NEIL BARRETT AUTUMN/WINTER 2015-16 READY-TO-WEAR PARIS FASHION WEEK

NEIL BARRETT AUTUMN/WINTER 2015-16 READY-TO-WEAR PARIS FASHION WEEK

Neil Barrett built his Fall womenswear from the ground up. He started with the pierced punk boots from his men’s collection. Then he tried to imagine what Siouxsie Sioux might wear to be interviewed by Penny Martin’s erudite biannual The Gentlewoman. Something punk, but refined. That’s really the crux of Barrett’s ethos. He likes hard edges and bonded, dry fabrics, but he is also a master of beautiful precision and a technical skill that can transform something as banal as a mod’s parka into a must-have. It’s almost as though needle-punching was invented for him. Two of the best pieces here were the hooded top half of that parka needle-punched into the bottom half of a tailored overcoat, and then vice versa, with the coat’s lapels and the parka’s drawstringed tail.

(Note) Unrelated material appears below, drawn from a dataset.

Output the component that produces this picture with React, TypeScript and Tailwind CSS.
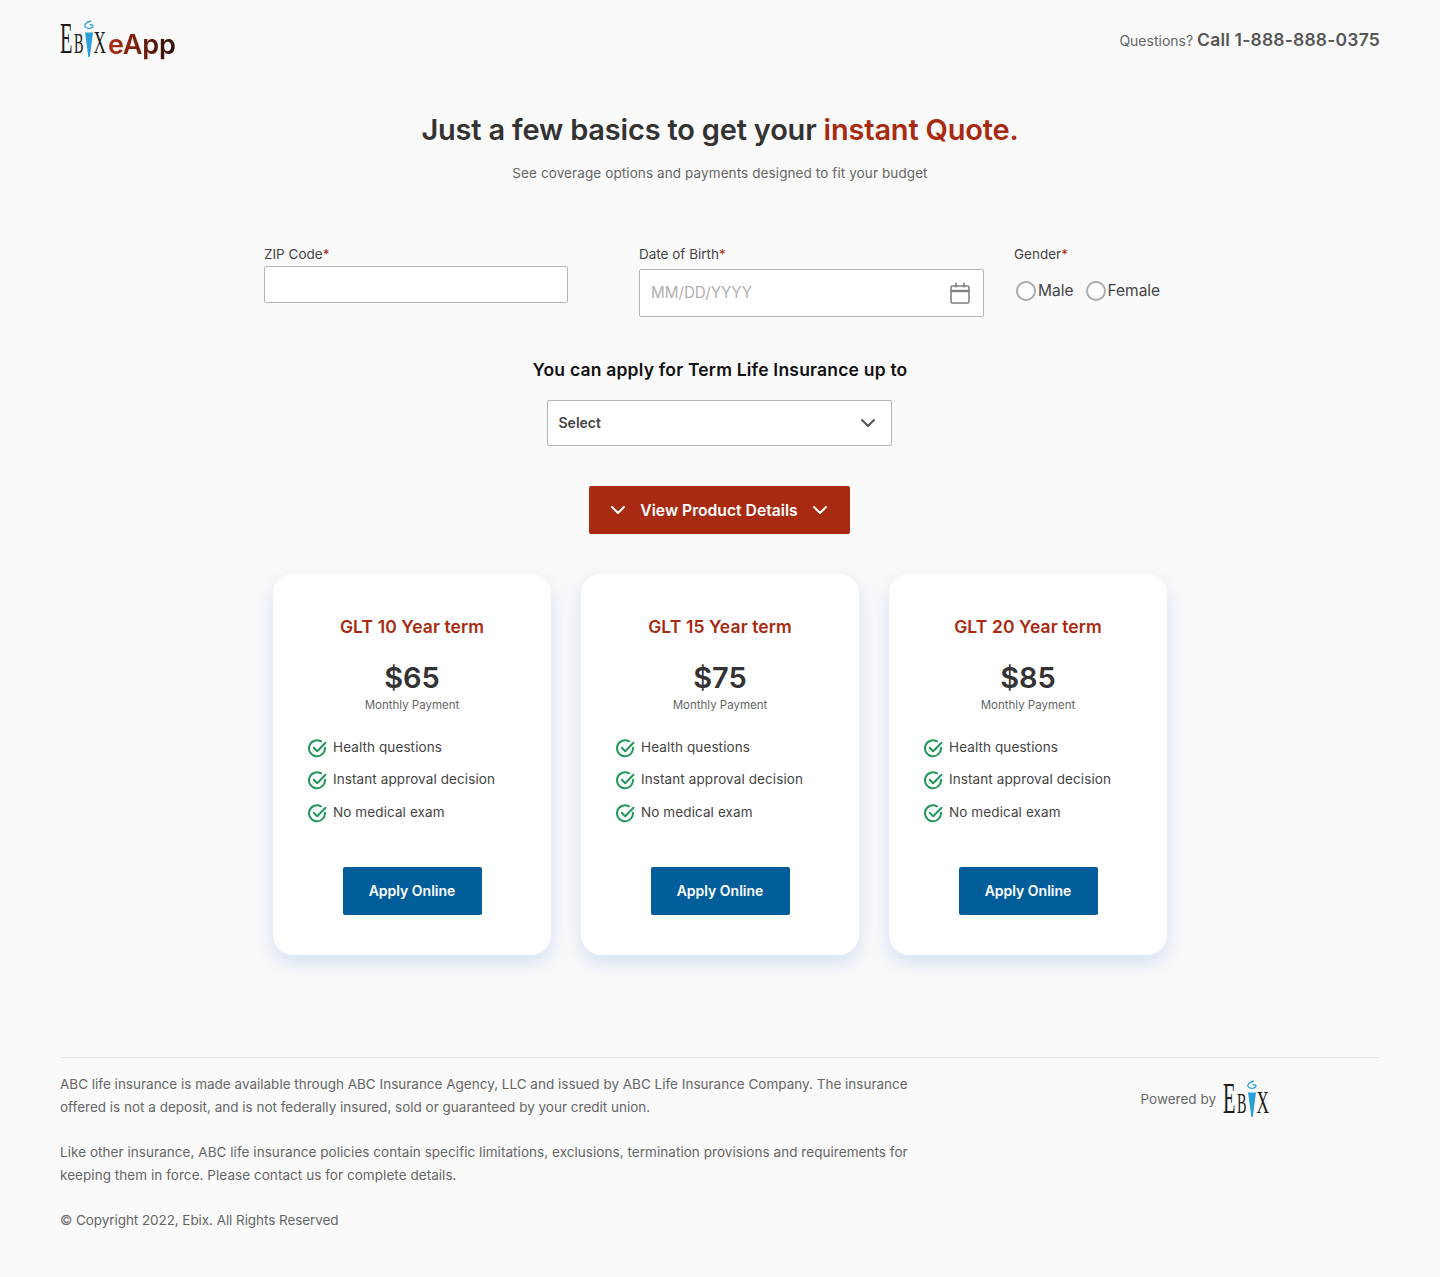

Barrett interwove three stories: technical sportswear knits; biker details; and reworked pieces from his menswear. What they had in common was a consciousness of the body. The bikers were cropped in body and sleeve, the outerwear taped with leather or eco-suede to define the form beneath. The dialogue between masculine and feminine elements was Barrett’s most sophisticated yet: the softness of an angora sweater with cabled sleeves vs. the substance of an asymmetrical military cape. And all of them in shades of blue and black, “something I’ve wanted to do for years,” said Barrett.

His new signature, the Kaboom, looked irresistible splayed across a coat, or woven into a star jacquard. The collection’s other major motif was the diagonal inset that bisected short leather skirts. Explosions and slashes? But Barrett himself is such a pussycat. It’s just his clothes that have got serious attitude.